Goal of the exercise:
Transcribe the entries exactly; images are not part of the copy.
===== Raw records
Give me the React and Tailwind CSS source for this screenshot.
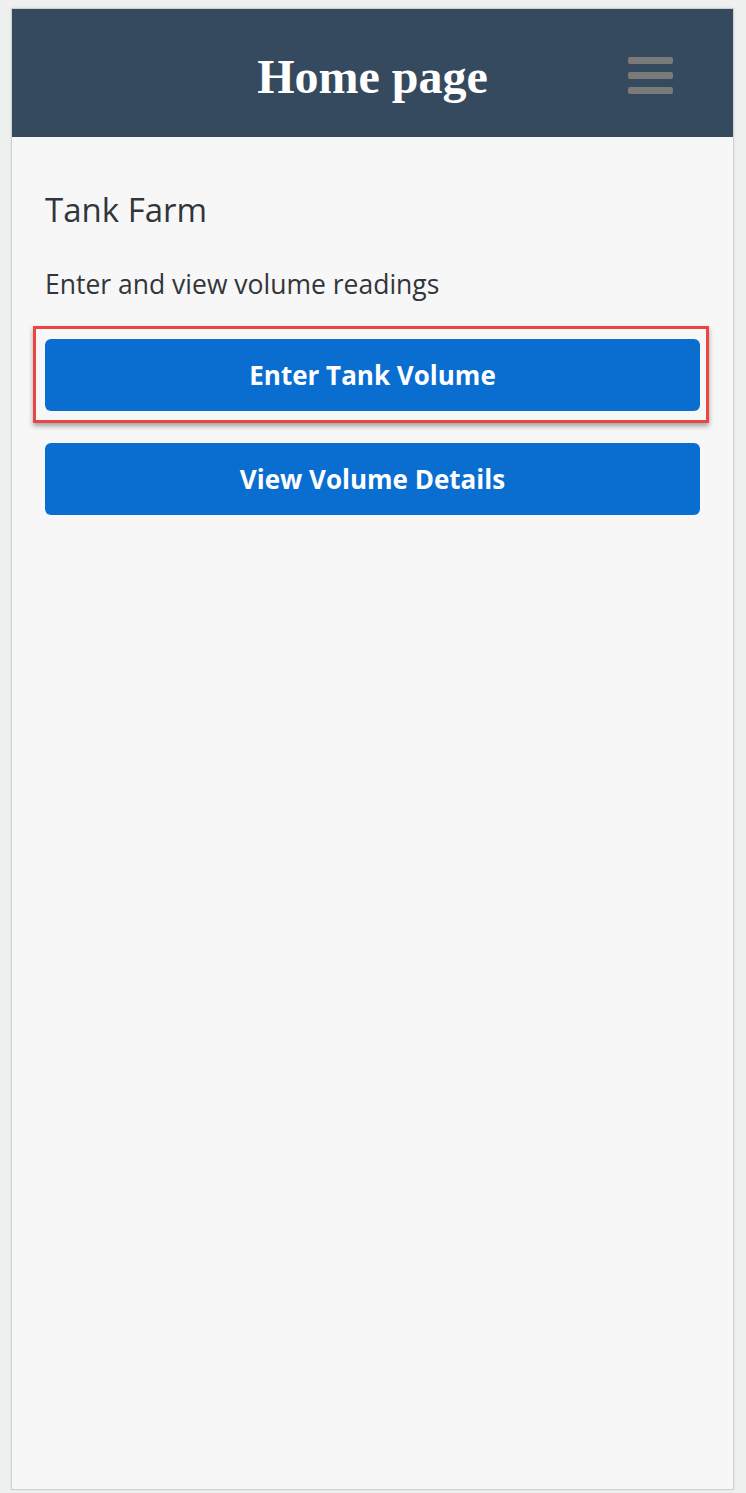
import React from "react";

const sans = { fontFamily: '"Open Sans", "Noto Sans", sans-serif' };

function MenuIcon() {
  return (
    <div className="flex w-[45px] flex-col gap-[8px]">
      <span className="block h-[7px] rounded-[2px] bg-[#7a7a7a]" />
      <span className="block h-[7px] rounded-[2px] bg-[#7a7a7a]" />
      <span className="block h-[7px] rounded-[2px] bg-[#7a7a7a]" />
    </div>
  );
}

function ActionButton({ label, highlight }) {
  return (
    <div className="relative">
      {highlight && (
        <div className="pointer-events-none absolute -top-[13px] -bottom-[12px] -left-[12px] -right-[9px] border-[3px] border-[#ec4545] shadow-[0_3px_5px_rgba(0,0,0,0.35)]" />
      )}
      <button
        type="button"
        className="flex h-[72px] w-full items-center justify-center rounded-[6px] bg-[#0a6ed1] text-[26px] font-bold text-white"
        style={sans}
      >
        {label}
      </button>
    </div>
  );
}

export default function App() {
  return (
    <div className="min-h-screen bg-[#eff1f0] pt-[8px] pl-[11px] pr-[12px] pb-[3px]">
      <div className="flex h-[1482px] flex-col border border-[#cfd1d0] bg-[#f7f7f7] shadow-[0_0_3px_rgba(0,0,0,0.08)]">
        <header className="relative flex h-[128px] items-center justify-center bg-[#364a5f] pt-[8px]">
          <h1
            className="text-[48px] font-bold leading-none text-white"
            style={{ fontFamily: '"Liberation Serif", "Times New Roman", serif' }}
          >
            Home page
          </h1>
          <div className="absolute right-[60px] top-[48px]">
            <MenuIcon />
          </div>
        </header>

        <main className="flex flex-col px-[33px] pt-[51px]" style={sans}>
          <h2 className="text-[33px] leading-[44px] text-[#32363a]">Tank Farm</h2>
          <p className="mt-[35px] text-[26.5px] leading-[34px] text-[#32363a]">
            Enter and view volume readings
          </p>
          <div className="mt-[38px] flex flex-col gap-[32px]">
            <ActionButton label="Enter Tank Volume" highlight />
            <ActionButton label="View Volume Details" />
          </div>
        </main>
      </div>
    </div>
  );
}
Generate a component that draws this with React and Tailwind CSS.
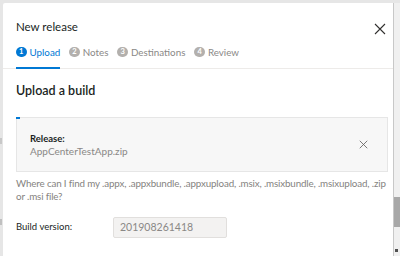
import React from "react";

function Step({ n, label, active }) {
  return (
    <div className="relative h-full">
      <div className="flex items-center gap-[3px] h-[20px]">
        <span
          className={
            "flex items-center justify-center w-[10.5px] h-[10.5px] rounded-full text-[7.5px] font-bold text-white leading-none " +
            (active ? "bg-[#0078d4]" : "bg-[#b3b0ad]")
          }
        >
          {n}
        </span>
        <span className={"text-[9.8px] leading-[12px] " + (active ? "text-[#0078d4]" : "text-[#8a8886]")}>{label}</span>
      </div>
      {active && <div className="absolute left-0 right-0 bottom-[-1px] h-[2px] bg-[#0078d4]" />}
    </div>
  );
}

function XIcon({ size, stroke = 1.2, color = "#323130" }) {
  return (
    <svg width={size} height={size} viewBox="0 0 12 12" fill="none">
      <path d="M1 1 L11 11 M11 1 L1 11" stroke={color} strokeWidth={stroke} />
    </svg>
  );
}

export default function App() {
  return (
    <div
      className="w-[400px] h-[256px] bg-[#e6e6e6] flex overflow-hidden pt-[3px]"
      style={{ fontFamily: 'Lato, "Noto Sans", sans-serif' }}
    >
      <div className="w-[3px] shrink-0 flex flex-col">
        <div className="h-[135px]" />
        <div className="h-[6px] w-[2px] bg-[#c8c8c8]" />
        <div className="h-[75px]" />
        <div className="h-[6px] w-[2px] bg-[#c0c0c0]" />
      </div>
      <div className="flex-1 min-w-0 overflow-hidden bg-white rounded-tl-[2px] flex flex-col">
        <div className="flex items-start justify-between pl-[13px] pr-[7px] pt-[15px]">
          <div className="text-[11.5px] leading-[18px] text-[#201f1e]">New release</div>
          <div className="mt-[5px]">
            <XIcon size={12} stroke={1.1} color="#323130" />
          </div>
        </div>
        <div className="flex items-start gap-[9px] pl-[13px] h-[27px] mt-[6px] border-b border-[#edebe9]">
          <Step n="1" label="Upload" active />
          <Step n="2" label="Notes" />
          <Step n="3" label="Destinations" />
          <Step n="4" label="Review" />
        </div>
        <div className="pl-[13px] pr-[5px]">
          <div className="mt-[12px] text-[12.5px] leading-[20px] font-semibold text-[#201f1e]">Upload a build</div>
          <div className="relative mt-[16px] h-[55px] bg-[#f7f7f7] border border-[#e6e6e6] flex items-center justify-between pl-[13px] pr-[19px]">
            <div className="absolute left-[-1px] top-[-1px] w-[4px] h-[2px] bg-[#0078d4]" />
            <div className="flex flex-col">
              <span className="text-[9.5px] leading-[13px] font-bold text-[#201f1e]">Release:</span>
              <span className="text-[10px] leading-[13px] text-[#8a8886]">AppCenterTestApp.zip</span>
            </div>
            <XIcon size={9} stroke={1.1} color="#605e5c" />
          </div>
          <div className="mt-[5px] text-[9.8px] leading-[13px] tracking-[-0.15px] text-[#858381]">
            <div className="whitespace-nowrap">
              Where can I find my .appx, .appxbundle, .appxupload, .msix, .msixbundle, .msixupload, .zip
            </div>
            <div>or .msi file?</div>
          </div>
          <div className="flex items-center mt-[14px]">
            <span className="w-[97px] text-[9.5px] text-[#201f1e]">Build version:</span>
            <div className="w-[114px] h-[21px] bg-[#f3f2f1] border border-[#e1dfdd] rounded-[2px] flex items-center pl-[6px] text-[10.5px] text-[#8a8886]">
              201908261418
            </div>
          </div>
        </div>
      </div>
      <div className="w-[7px] shrink-0 flex">
        <div className="w-[1px] bg-[#c8c8c8]" />
        <div className="flex-1 flex flex-col bg-[#f0f0f0]">
          <div className="h-[194px]" />
          <div className="h-[30px] bg-[#a8a8a8]" />
          <div className="flex-1" />
          <div className="h-[3px] w-[3px] bg-[#505050] mb-[4px] ml-[1px]" />
        </div>
      </div>
    </div>
  );
}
==========
Result of this task:
Give me the React and Tailwind CSS source for this screenshot.
import React from "react";

const sans = { fontFamily: '"Open Sans", "Noto Sans", sans-serif' };

function MenuIcon() {
  return (
    <div className="flex w-[45px] flex-col gap-[8px]">
      <span className="block h-[7px] rounded-[2px] bg-[#7a7a7a]" />
      <span className="block h-[7px] rounded-[2px] bg-[#7a7a7a]" />
      <span className="block h-[7px] rounded-[2px] bg-[#7a7a7a]" />
    </div>
  );
}

function ActionButton({ label, highlight }) {
  return (
    <div className="relative">
      {highlight && (
        <div className="pointer-events-none absolute -top-[13px] -bottom-[12px] -left-[12px] -right-[9px] border-[3px] border-[#ec4545] shadow-[0_3px_5px_rgba(0,0,0,0.35)]" />
      )}
      <button
        type="button"
        className="flex h-[72px] w-full items-center justify-center rounded-[6px] bg-[#0a6ed1] text-[26px] font-bold text-white"
        style={sans}
      >
        {label}
      </button>
    </div>
  );
}

export default function App() {
  return (
    <div className="min-h-screen bg-[#eff1f0] pt-[8px] pl-[11px] pr-[12px] pb-[3px]">
      <div className="flex h-[1482px] flex-col border border-[#cfd1d0] bg-[#f7f7f7] shadow-[0_0_3px_rgba(0,0,0,0.08)]">
        <header className="relative flex h-[128px] items-center justify-center bg-[#364a5f] pt-[8px]">
          <h1
            className="text-[48px] font-bold leading-none text-white"
            style={{ fontFamily: '"Liberation Serif", "Times New Roman", serif' }}
          >
            Home page
          </h1>
          <div className="absolute right-[60px] top-[48px]">
            <MenuIcon />
          </div>
        </header>

        <main className="flex flex-col px-[33px] pt-[51px]" style={sans}>
          <h2 className="text-[33px] leading-[44px] text-[#32363a]">Tank Farm</h2>
          <p className="mt-[35px] text-[26.5px] leading-[34px] text-[#32363a]">
            Enter and view volume readings
          </p>
          <div className="mt-[38px] flex flex-col gap-[32px]">
            <ActionButton label="Enter Tank Volume" highlight />
            <ActionButton label="View Volume Details" />
          </div>
        </main>
      </div>
    </div>
  );
}
Generate a component that draws this with React and Tailwind CSS.
import React from "react";

function Step({ n, label, active }) {
  return (
    <div className="relative h-full">
      <div className="flex items-center gap-[3px] h-[20px]">
        <span
          className={
            "flex items-center justify-center w-[10.5px] h-[10.5px] rounded-full text-[7.5px] font-bold text-white leading-none " +
            (active ? "bg-[#0078d4]" : "bg-[#b3b0ad]")
          }
        >
          {n}
        </span>
        <span className={"text-[9.8px] leading-[12px] " + (active ? "text-[#0078d4]" : "text-[#8a8886]")}>{label}</span>
      </div>
      {active && <div className="absolute left-0 right-0 bottom-[-1px] h-[2px] bg-[#0078d4]" />}
    </div>
  );
}

function XIcon({ size, stroke = 1.2, color = "#323130" }) {
  return (
    <svg width={size} height={size} viewBox="0 0 12 12" fill="none">
      <path d="M1 1 L11 11 M11 1 L1 11" stroke={color} strokeWidth={stroke} />
    </svg>
  );
}

export default function App() {
  return (
    <div
      className="w-[400px] h-[256px] bg-[#e6e6e6] flex overflow-hidden pt-[3px]"
      style={{ fontFamily: 'Lato, "Noto Sans", sans-serif' }}
    >
      <div className="w-[3px] shrink-0 flex flex-col">
        <div className="h-[135px]" />
        <div className="h-[6px] w-[2px] bg-[#c8c8c8]" />
        <div className="h-[75px]" />
        <div className="h-[6px] w-[2px] bg-[#c0c0c0]" />
      </div>
      <div className="flex-1 min-w-0 overflow-hidden bg-white rounded-tl-[2px] flex flex-col">
        <div className="flex items-start justify-between pl-[13px] pr-[7px] pt-[15px]">
          <div className="text-[11.5px] leading-[18px] text-[#201f1e]">New release</div>
          <div className="mt-[5px]">
            <XIcon size={12} stroke={1.1} color="#323130" />
          </div>
        </div>
        <div className="flex items-start gap-[9px] pl-[13px] h-[27px] mt-[6px] border-b border-[#edebe9]">
          <Step n="1" label="Upload" active />
          <Step n="2" label="Notes" />
          <Step n="3" label="Destinations" />
          <Step n="4" label="Review" />
        </div>
        <div className="pl-[13px] pr-[5px]">
          <div className="mt-[12px] text-[12.5px] leading-[20px] font-semibold text-[#201f1e]">Upload a build</div>
          <div className="relative mt-[16px] h-[55px] bg-[#f7f7f7] border border-[#e6e6e6] flex items-center justify-between pl-[13px] pr-[19px]">
            <div className="absolute left-[-1px] top-[-1px] w-[4px] h-[2px] bg-[#0078d4]" />
            <div className="flex flex-col">
              <span className="text-[9.5px] leading-[13px] font-bold text-[#201f1e]">Release:</span>
              <span className="text-[10px] leading-[13px] text-[#8a8886]">AppCenterTestApp.zip</span>
            </div>
            <XIcon size={9} stroke={1.1} color="#605e5c" />
          </div>
          <div className="mt-[5px] text-[9.8px] leading-[13px] tracking-[-0.15px] text-[#858381]">
            <div className="whitespace-nowrap">
              Where can I find my .appx, .appxbundle, .appxupload, .msix, .msixbundle, .msixupload, .zip
            </div>
            <div>or .msi file?</div>
          </div>
          <div className="flex items-center mt-[14px]">
            <span className="w-[97px] text-[9.5px] text-[#201f1e]">Build version:</span>
            <div className="w-[114px] h-[21px] bg-[#f3f2f1] border border-[#e1dfdd] rounded-[2px] flex items-center pl-[6px] text-[10.5px] text-[#8a8886]">
              201908261418
            </div>
          </div>
        </div>
      </div>
      <div className="w-[7px] shrink-0 flex">
        <div className="w-[1px] bg-[#c8c8c8]" />
        <div className="flex-1 flex flex-col bg-[#f0f0f0]">
          <div className="h-[194px]" />
          <div className="h-[30px] bg-[#a8a8a8]" />
          <div className="flex-1" />
          <div className="h-[3px] w-[3px] bg-[#505050] mb-[4px] ml-[1px]" />
        </div>
      </div>
    </div>
  );
}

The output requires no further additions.